Patient Type Bayes Adaptive Treatment Plans

Dr. Reza Skandari
University of Chicago
Wednesday, February 7, 2018   2:00-3:00pm
JDT 500 Conference Room

Abstract:

Patient heterogeneity in disease progression is prevalent in many settings. Treatment decisions that explicitly consider this heterogeneity can lower the cost of care and improve outcomes by providing the right care for the right patient at the right time.   In this study, we analyze the problem of designing ongoing treatment plans for a population with heterogeneity in disease progression and response to medical interventions.  We create a model that learns the patient type by monitoring the patient health over time and updates a patient’s treatment plan according to the gathered information. We formulate the problem as a multivariate state-space, partially observable Markov decision process (POMDP) and provide structural properties of the value function, as well as the optimal policy.

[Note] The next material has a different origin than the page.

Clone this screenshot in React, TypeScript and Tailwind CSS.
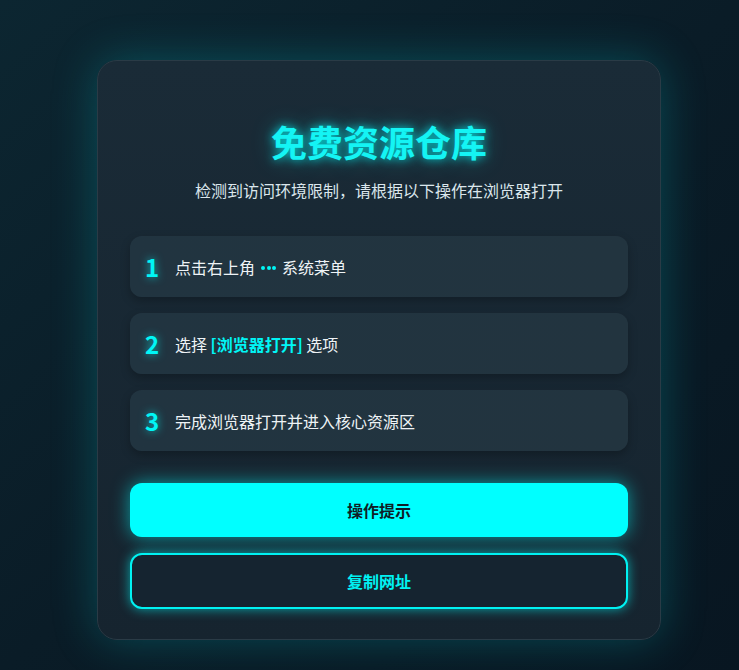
import { useState } from "react";

const steps = [
  {
    n: "1",
    body: (
      <>
        点击右上角
        <span className="mx-[6px] inline-flex translate-y-[-1px] items-center gap-[1.5px] align-middle">
          <span className="h-[4px] w-[4px] rounded-full bg-[#00f6f6]" />
          <span className="h-[4px] w-[4px] rounded-full bg-[#00f6f6]" />
          <span className="h-[4px] w-[4px] rounded-full bg-[#00f6f6]" />
        </span>
        系统菜单
      </>
    ),
  },
  {
    n: "2",
    body: (
      <>
        选择 <span className="font-bold text-[#00f6f6]">[浏览器打开]</span> 选项
      </>
    ),
  },
  { n: "3", body: <>完成浏览器打开并进入核心资源区</> },
];

const App = () => {
  const [copied, setCopied] = useState(false);

  return (
    <div
      className="flex min-h-[670px] w-full justify-center bg-gradient-to-br from-[#0c2631] via-[#0a1c27] to-[#081621] pl-[19px] pt-[60px]"
      style={{ fontFamily: '"Noto Sans CJK SC", "Noto Sans", sans-serif' }}
    >
      <div className="h-[580px] w-[564px] rounded-[20px] border border-[#2a3b46] bg-gradient-to-b from-[#1a2b37] to-[#16242f] px-8 pt-[58px] shadow-[0_0_45px_rgba(0,200,210,0.28)]">
        {/* 标题 */}
        <h1 className="text-center text-[36px] font-bold leading-[44px] text-[#14f4f4] [text-shadow:0_0_10px_rgba(0,255,255,0.75),0_0_22px_rgba(0,255,255,0.35)]">
          免费资源仓库
        </h1>
        <p className="mt-[15px] text-center text-[16px] leading-[24px] text-[#dbe6ec]">
          检测到访问环境限制，请根据以下操作在浏览器打开
        </p>

        {/* 步骤 */}
        <div className="mt-[34px] flex flex-col gap-4">
          {steps.map((s) => (
            <div
              key={s.n}
              className="flex h-[61px] items-center rounded-[12px] bg-gradient-to-r from-[#213440] to-[#22343f] pl-[15px] shadow-[0_4px_10px_rgba(0,0,0,0.25)]"
            >
              <span className="w-[30px] text-[24px] font-bold leading-none text-[#00f6f6] [text-shadow:0_0_8px_rgba(0,255,255,0.7)]">
                {s.n}
              </span>
              <span className="text-[16px] leading-[22px] text-[#eef3f6]">
                {s.body}
              </span>
            </div>
          ))}
        </div>

        {/* 按钮 */}
        <button
          type="button"
          className="mt-[32px] flex h-[54px] w-full items-center justify-center rounded-[12px] bg-[#00ffff] text-[16px] font-bold text-[#0f1d26] shadow-[0_0_18px_rgba(0,255,255,0.55)]"
        >
          操作提示
        </button>
        <button
          type="button"
          onClick={() => setCopied(true)}
          className="mt-[16px] flex h-[56px] w-full items-center justify-center rounded-[12px] border-2 border-[#00f2f2] bg-[#152430] text-[16px] font-bold text-[#00f2f2] shadow-[0_0_12px_rgba(0,255,255,0.6)]"
        >
          {copied ? "已复制" : "复制网址"}
        </button>
      </div>
    </div>
  );
};

export default App;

We extend this modeling framework to a general class of treatment initiation problems where there is a stochastic lead-time before a treatment becomes available or effective. As a case study, we develop a data-driven, decision-analytic model to study the optimal timing of vascular access surgery for patients with progressive chronic kidney disease, and we establish policies that consider a patient’s rate of disease progression in addition to the kidney health state. To circumvent the curse of dimensionality of the POMDP, we develop several approximate policies, as well as simpler heuristics, and evaluate them against a high-quality lower-bound. Through a numerical study and several sensitivity analyses, we establish the high quality and robustness of an approximate policy that we develop. We provide further policy insights that sharpen existing guidelines for the case-study problem.

Bio:

Dr. Reza Skandari completed his PhD in Management Science at the Sauder School of Business, University of British Columbia. He is currently a post-doctorate research fellow at the Department of Medicine, University of Chicago. His research is broadly focused on decision making under uncertainty and optimal learning, with applications to health-care operations management and analytics. One line of his research focuses on designing treatment plans for patients with heterogeneous chronic disease progression and treatment lead-times. Another line of his research investigates the optimal assignment of patients to primary care providers targeting improved timely access and continuity of care, balanced provider workload, and decreased provider burnout. He is also involved in a project studying the optimal deployment and staffing of a hospital’s rapid response team to minimize hospital cardiac arrests. Methodologically, he has used various analytics tools including partially observable Markov decision processes, simulation, statistics, and machine learning. Reza’s research has been published in Manufacturing & Service Operations Management and Computers & Operations Research, as well as top medical journals including the Annals of Internal Medicine and American Journal of Kidney diseases.